Fall for Dance Festival: Recapping Program 1, 2 and 5
Wednesday, October 17th, 2012By Rachel Straus
The seventh annual Fall For Dance Festival came to a meaty close on October 13. Program five at New York’s City Center trafficked in high testosterone, thanks to China’s LPD-Laboratory Dance Project’s No Comment (2002) and Yaron Lifschitz’s Circa (2009), which is also the name of the Australian acrobatic troupe. In both works the body was treated like a battering ram.
Circa by Justin Nicholas Atmosphere Photography
In Circa, the performers used not only their fellow artists’ thighs and shoulders, but also their faces, as launching pads for balancing in midair and jettisoning across the space like Evel Knievel. In No Comment, the men continually fell to the floor, as though blown down by an invisible hammer. As a finale, they stripped to their waists to reveal their glistening muscular torsos. Like fight club winners, they took their bows. But their message—sex objects who pulverize themselves are cool—confounded me.
Visions of aggression and angst trumped visions of cooperation and kindliness in the three FFD programs of 12 dances from 12 international and national-based companies seen on September 28 and 30, and October 13. Perhaps the programming, spearheaded by artistic advisor Stanford Makishi, not only represented his personal preferences, but also reflected the times. The majority of the works were made in the past four years, and only two dated before 2002. This decade hasn’t been an easy ride; the dances reflects that.
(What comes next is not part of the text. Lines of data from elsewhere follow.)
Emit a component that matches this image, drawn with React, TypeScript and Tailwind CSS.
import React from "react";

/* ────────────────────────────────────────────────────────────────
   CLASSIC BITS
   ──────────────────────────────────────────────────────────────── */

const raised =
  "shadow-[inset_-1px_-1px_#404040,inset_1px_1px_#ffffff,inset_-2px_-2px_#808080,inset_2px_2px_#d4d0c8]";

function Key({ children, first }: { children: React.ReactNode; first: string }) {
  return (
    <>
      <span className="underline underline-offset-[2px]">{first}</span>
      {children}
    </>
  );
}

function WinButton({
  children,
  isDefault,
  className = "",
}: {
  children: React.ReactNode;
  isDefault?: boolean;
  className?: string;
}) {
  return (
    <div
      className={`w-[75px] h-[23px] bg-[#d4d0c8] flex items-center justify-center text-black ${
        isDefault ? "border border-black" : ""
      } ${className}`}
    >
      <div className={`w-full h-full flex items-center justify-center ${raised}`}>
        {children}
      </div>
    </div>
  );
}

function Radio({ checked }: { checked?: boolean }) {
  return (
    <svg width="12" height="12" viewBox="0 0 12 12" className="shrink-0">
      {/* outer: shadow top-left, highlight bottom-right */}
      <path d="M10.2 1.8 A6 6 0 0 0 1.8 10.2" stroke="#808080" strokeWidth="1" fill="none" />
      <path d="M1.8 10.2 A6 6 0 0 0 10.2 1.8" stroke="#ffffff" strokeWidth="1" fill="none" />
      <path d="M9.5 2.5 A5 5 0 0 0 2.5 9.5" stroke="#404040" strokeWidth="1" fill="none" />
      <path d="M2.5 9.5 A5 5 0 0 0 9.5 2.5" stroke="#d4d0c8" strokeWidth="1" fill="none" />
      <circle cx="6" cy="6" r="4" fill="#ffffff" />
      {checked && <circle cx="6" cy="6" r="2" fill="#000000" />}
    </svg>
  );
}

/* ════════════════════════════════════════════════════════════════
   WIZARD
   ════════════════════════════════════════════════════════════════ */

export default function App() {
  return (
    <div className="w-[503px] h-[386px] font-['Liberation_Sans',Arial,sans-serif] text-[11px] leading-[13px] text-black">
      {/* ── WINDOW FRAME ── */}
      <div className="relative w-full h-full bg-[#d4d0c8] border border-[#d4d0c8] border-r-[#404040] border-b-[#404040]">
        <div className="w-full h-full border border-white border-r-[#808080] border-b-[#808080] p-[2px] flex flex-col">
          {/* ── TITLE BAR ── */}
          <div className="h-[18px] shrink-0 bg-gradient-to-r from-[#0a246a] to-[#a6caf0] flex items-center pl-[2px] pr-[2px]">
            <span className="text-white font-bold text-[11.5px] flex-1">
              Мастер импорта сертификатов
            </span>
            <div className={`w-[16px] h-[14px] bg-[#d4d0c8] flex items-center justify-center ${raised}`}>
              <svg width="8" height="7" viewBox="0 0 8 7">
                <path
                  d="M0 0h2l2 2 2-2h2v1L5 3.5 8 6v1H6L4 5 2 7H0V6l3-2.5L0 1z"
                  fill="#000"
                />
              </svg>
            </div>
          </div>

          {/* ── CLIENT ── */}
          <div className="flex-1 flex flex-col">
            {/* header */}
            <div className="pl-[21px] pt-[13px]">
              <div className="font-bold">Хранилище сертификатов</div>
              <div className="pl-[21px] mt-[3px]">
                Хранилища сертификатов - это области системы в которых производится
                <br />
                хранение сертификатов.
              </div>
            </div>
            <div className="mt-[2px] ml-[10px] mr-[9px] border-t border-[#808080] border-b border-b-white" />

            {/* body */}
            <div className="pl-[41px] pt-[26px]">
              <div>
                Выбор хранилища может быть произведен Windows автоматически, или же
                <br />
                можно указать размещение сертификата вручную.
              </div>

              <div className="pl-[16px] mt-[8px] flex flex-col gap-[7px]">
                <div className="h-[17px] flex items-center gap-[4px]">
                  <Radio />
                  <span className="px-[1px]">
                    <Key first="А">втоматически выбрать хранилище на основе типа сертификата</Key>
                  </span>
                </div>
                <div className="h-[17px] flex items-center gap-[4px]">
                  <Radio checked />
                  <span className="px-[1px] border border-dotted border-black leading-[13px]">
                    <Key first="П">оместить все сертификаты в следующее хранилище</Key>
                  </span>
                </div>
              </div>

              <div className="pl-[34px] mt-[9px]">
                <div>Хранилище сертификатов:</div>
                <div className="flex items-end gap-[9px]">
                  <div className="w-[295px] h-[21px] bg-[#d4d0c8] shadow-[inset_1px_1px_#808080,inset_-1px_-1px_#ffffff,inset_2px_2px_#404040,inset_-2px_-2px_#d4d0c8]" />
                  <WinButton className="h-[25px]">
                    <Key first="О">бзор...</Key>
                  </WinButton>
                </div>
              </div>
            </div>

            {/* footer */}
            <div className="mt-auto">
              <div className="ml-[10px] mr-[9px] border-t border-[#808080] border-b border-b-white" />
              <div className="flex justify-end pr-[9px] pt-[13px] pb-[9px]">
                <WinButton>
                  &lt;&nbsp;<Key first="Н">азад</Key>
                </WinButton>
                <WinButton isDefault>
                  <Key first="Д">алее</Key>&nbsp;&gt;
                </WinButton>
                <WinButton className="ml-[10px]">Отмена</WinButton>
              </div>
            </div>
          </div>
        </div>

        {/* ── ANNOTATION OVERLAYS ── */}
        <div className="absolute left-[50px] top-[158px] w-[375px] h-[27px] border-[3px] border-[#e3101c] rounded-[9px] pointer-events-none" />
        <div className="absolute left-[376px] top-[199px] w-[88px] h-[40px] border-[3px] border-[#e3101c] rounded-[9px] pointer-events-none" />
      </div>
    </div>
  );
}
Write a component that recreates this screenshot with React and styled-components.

The festival’s first program ended with Martha Graham’s Chronicle, which was made in response to rising European fascism before World War II. The first section of Graham’s 1936 work surprisingly echoed the last work in the festival: Deseo Y Conciencia (2011). In Deseo, flamenco choreographer-performer Maria Pagés donned a red costume that transformed into a shroud. Likewise, the gargantuan red underskirt worn by Blakeley White-Mcguire in Chronicle possessed the same import. Both women became symbols of mourning, evoking through their blood-red cloaks a fraught world.
Maria Pages. Photo by David Ruano
Blakeley White-McGuire. Photo by Michele Ballantini
The two most ambitious works, of the 12 viewed, were Pam Tamowitz’s Fortune (2011) and Christopher Wheeldon’s Five Movements, Three Repeats (2012). Both tendered subtlety, nuance and mystery. (Full disclosure: Fortune was choreographed on the Juilliard School dancers and I work at Juilliard.) In Fortune, Tamowitz set 21 dancers, costumed in hot pink and red unitards, against a field of greenish yellow. Here was a happy Mark Rothko painting. Though Tamowitz’s movement vocabulary is clearly inspired by Merce Cunningham’s, she doesn’t ignore the music as was Cunningham’s way. Tamowitz’s sharply sculptural patterning, full of pregnant pauses, reflected Charles Wuorinen’s stop and go Fortune (performed by a quartet Juilliard School musicians). In response to Wuorinen’s abrupt shifts in sounds, which instantly dissolve as though they never happened, Tamowitz evokes mini narratives, some absurd, others resonant of a city life, where pedestrians walk with laser-eye certainty.
Juilliard Dancers in "Fortune." Photo by Rosalie O'Connor
Also of note was Christopher Wheeldon’s Five Movements, Three Repeats, which was made for Fangi-Yi Sheu & Artists. Sheu, a former Graham dancer born and trained in Taiwan, is now based in New York. She is one of the great performers of our time. Her guests were none other than Wheeldon’s former colleagues at New York City Ballet: Tyler Angle, Craig Hall and Wendy Whelan. To a recording of Max Richter’sMEMORYHOUSE and Otis Clyde’s The Bitter Earth/On the Nature of Daylight, Wheeldon didn’t treat Sheu as some modern dance oddity among the City Ballet dancers.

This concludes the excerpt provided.